The context here was decisive. The Editors' Code of Practice is a relevant privacy code to which section 12 of the Human Rights Act requires regard, following Sicri. Clause 1(i) obliges the press to take care not to publish inaccurate, misleading or distorted information or images, including headlines not supported by the text. That obligation goes beyond accuracy. Warby LJ's view in NT1 and Aven that Charleston applies to inaccuracy claims under article 5(1)(d) does not read across. Whether or not the juxtaposition was inaccurate by reason of Charleston, it was certainly misleading, the court taking judicial notice that many readers go no further than headlines and pictures.
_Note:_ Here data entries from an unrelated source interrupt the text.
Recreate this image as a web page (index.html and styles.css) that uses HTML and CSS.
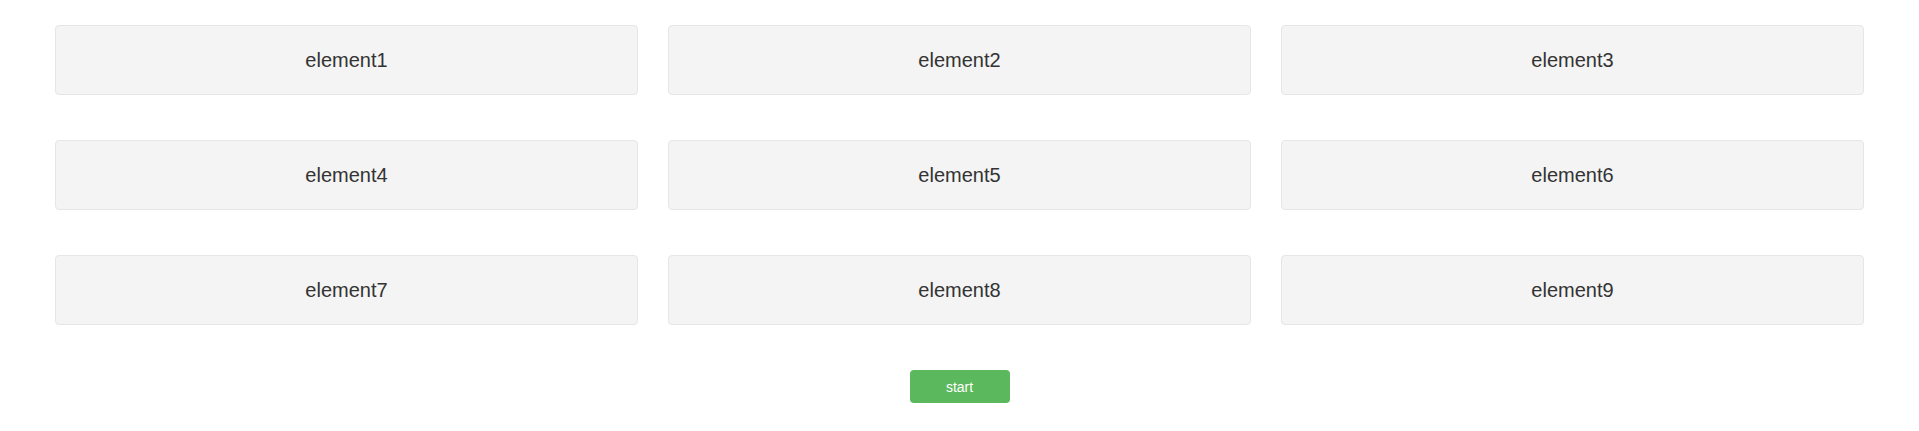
FILE: index.html
```html
<!DOCTYPE html>
<html>
<head>
<meta charset="utf-8">
<link rel="stylesheet" href="styles.css">
</head>
<body>
<div class="page">
  <div class="grid">
    <div class="cell">element1</div>
    <div class="cell">element2</div>
    <div class="cell">element3</div>
    <div class="cell">element4</div>
    <div class="cell">element5</div>
    <div class="cell">element6</div>
    <div class="cell">element7</div>
    <div class="cell">element8</div>
    <div class="cell">element9</div>
  </div>
  <div class="actions">
    <button class="start">start</button>
  </div>
</div>
</body>
</html>
```
FILE: styles.css
```css
html, body {
  margin: 0;
  padding: 0;
  background: #ffffff;
}
.page {
  padding: 25px 55px 0 55px;
  font-family: "Liberation Sans", Arial, sans-serif;
}
.grid {
  display: grid;
  grid-template-columns: repeat(3, 1fr);
  column-gap: 30px;
  row-gap: 45px;
}
.cell {
  height: 70px;
  box-sizing: border-box;
  background: #f4f4f4;
  border: 1px solid #e6e6e6;
  border-radius: 4px;
  display: flex;
  align-items: center;
  justify-content: center;
  font-size: 20px;
  color: #333333;
}
.actions {
  display: flex;
  justify-content: center;
  margin-top: 45px;
}
.start {
  width: 100px;
  height: 33px;
  border: none;
  border-radius: 4px;
  background: #5cb85c;
  color: #ffffff;
  font-family: "Liberation Sans", Arial, sans-serif;
  font-size: 14px;
  padding: 0;
  cursor: pointer;
}
```
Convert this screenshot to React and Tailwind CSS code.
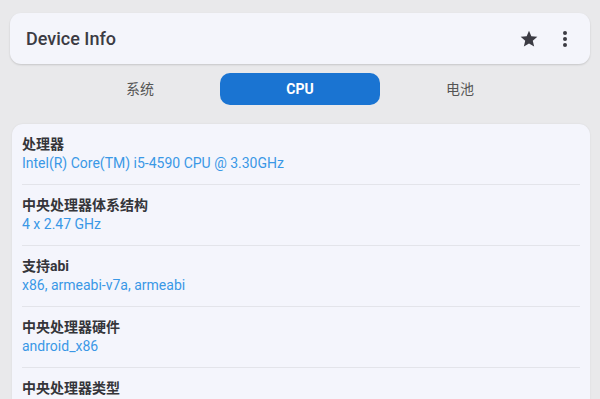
import React from "react";

const rows = [
  ["处理器", "Intel(R) Core(TM) i5-4590 CPU @ 3.30GHz"],
  ["中央处理器体系结构", "4 x 2.47 GHz"],
  ["支持abi", "x86, armeabi-v7a, armeabi"],
  ["中央处理器硬件", "android_x86"],
  ["中央处理器类型", null],
];

export default function App() {
  return (
    <div
      className="w-[600px] h-[399px] overflow-hidden bg-[#e9e9eb] flex flex-col"
      style={{ fontFamily: 'Roboto, "Noto Sans CJK SC", sans-serif' }}
    >
      <div className="shrink-0 mx-[10px] mt-[13px] h-[51px] rounded-[11px] bg-[#f4f5fb] shadow-[0_1px_2px_rgba(0,0,0,0.15)] flex items-center pl-4 pr-[22px]">
        <div className="flex-1 text-[18px] font-medium text-[#3b3b43]">Device Info</div>
        <svg width="20" height="20" viewBox="0 0 24 24" className="mr-[23px]">
          <path
            fill="#3b3b43"
            d="M12 17.27L18.18 21l-1.64-7.03L22 9.24l-7.19-.61L12 2 9.19 8.63 2 9.24l5.46 4.73L5.82 21z"
          />
        </svg>
        <svg width="6" height="18" viewBox="0 0 6 18">
          <circle cx="3" cy="3" r="2" fill="#3b3b43" />
          <circle cx="3" cy="9" r="2" fill="#3b3b43" />
          <circle cx="3" cy="15" r="2" fill="#3b3b43" />
        </svg>
      </div>

      <div className="shrink-0 mt-[9px] mx-auto w-[480px] grid grid-cols-3 h-[32px]">
        <div className="flex items-center justify-center text-[14px] text-[#555]">系统</div>
        <div className="flex items-center justify-center rounded-[10px] bg-[#1a74d2] text-white text-[14px] font-bold">
          CPU
        </div>
        <div className="flex items-center justify-center text-[14px] text-[#555]">电池</div>
      </div>

      <div className="shrink-0 mt-[19px] ml-[12px] mr-[10px] rounded-t-[11px] bg-[#f4f5fc] shadow-[0_0_2px_rgba(0,0,0,0.08)] px-[10px]">
        {rows.map(([label, value], i) => (
          <div key={i} className="pt-[10px] pb-[12px] border-b border-[#e3e4ea]">
            <div className="text-[14px] leading-[20px] font-bold text-[#35353a]">{label}</div>
            {value && <div className="text-[14px] leading-[18px] text-[#3a98e6]">{value}</div>}
          </div>
        ))}
      </div>
    </div>
  );
}
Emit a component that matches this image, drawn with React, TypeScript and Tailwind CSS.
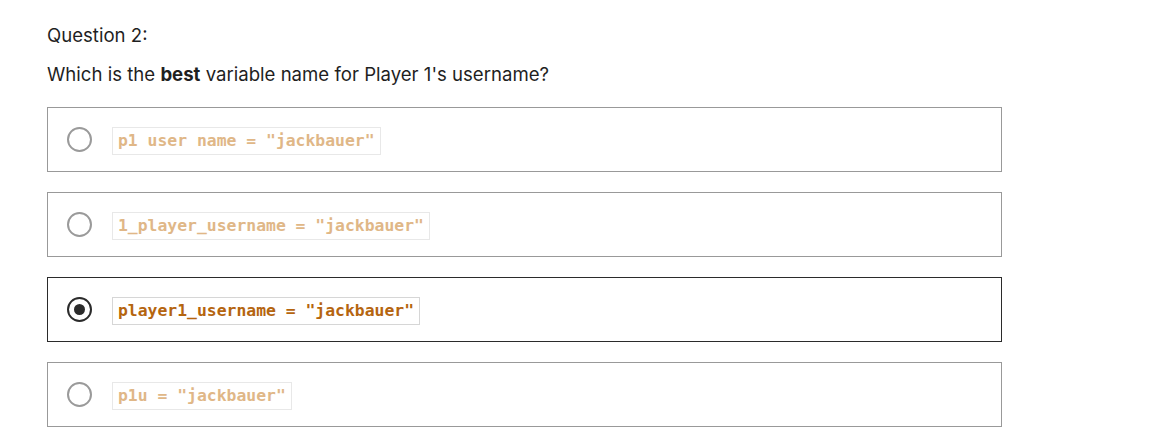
const options = [
  { code: 'p1 user name = "jackbauer"' },
  { code: '1_player_username = "jackbauer"' },
  { code: 'player1_username = "jackbauer"', selected: true },
  { code: 'p1u = "jackbauer"' },
];

export default function App() {
  return (
    <div className="min-h-[445px] bg-white pl-[47px] pt-[23px] font-['Inter',sans-serif] text-[#1f1f1f]">
      <p className="text-[18.6px] leading-[24px]">Question 2:</p>
      <p className="mt-[15px] text-[18.6px] leading-[24px]">
        Which is the <strong className="font-bold">best</strong> variable name for Player 1's username?
      </p>
      <div className="mt-[21px] flex w-[955px] flex-col gap-[20px]">
        {options.map((o) => (
          <Option key={o.code} code={o.code} selected={!!o.selected} />
        ))}
      </div>
    </div>
  );
}

function Option({ code, selected }: { code: string; selected: boolean }) {
  return (
    <div
      className={
        "flex h-[65px] items-center gap-[20px] border pl-[19px] " +
        (selected ? "border-[#2b2b2b]" : "border-[#999999]")
      }
    >
      <span
        className={
          "flex h-[25px] w-[25px] items-center justify-center rounded-full border-2 " +
          (selected ? "border-[#2b2b2b]" : "border-[#9a9a9a]")
        }
      >
        {selected && <span className="h-[11px] w-[11px] rounded-full bg-[#2b2b2b]" />}
      </span>
      <code
        className={
          "mt-[2px] border px-[5px] font-['DejaVu_Sans_Mono',monospace] text-[16.4px] font-semibold leading-[26px] " +
          (selected ? "border-[#d6d6d6] text-[#b5650f]" : "border-[#e8e8e8] text-[#e0b787]")
        }
      >
        {code}
      </code>
    </div>
  );
}
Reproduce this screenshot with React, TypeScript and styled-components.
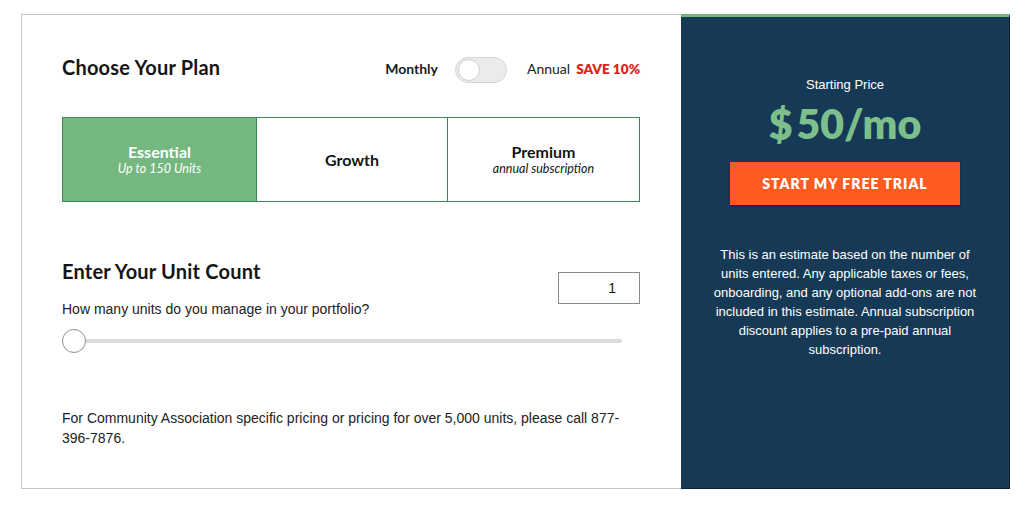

The night editor's evidence, that he combined the stories for reasons of space and that Mr Vince had invited attention by attending a protest that day, was found unconvincing. Mr Vince was entitled to exercise his article 10 and 11 rights. The judgement is careful to add that an unconvincing explanation does not itself create a cause of action.
The journalism exemption in paragraph 26 of Part 5 of Schedule 2 to the Data Protection Act 2018 was addressed unprompted and rejected: having regard to the Editors' Code as paragraph 26(5) requires, the publisher could never show a reasonable belief that publishing the juxtaposition was in the public interest. IPSO's rejection of Mr Vince's complaint was irrelevant, having addressed only inaccuracy.
Questions of reputational and distress damages remain open. Material harm was conceded.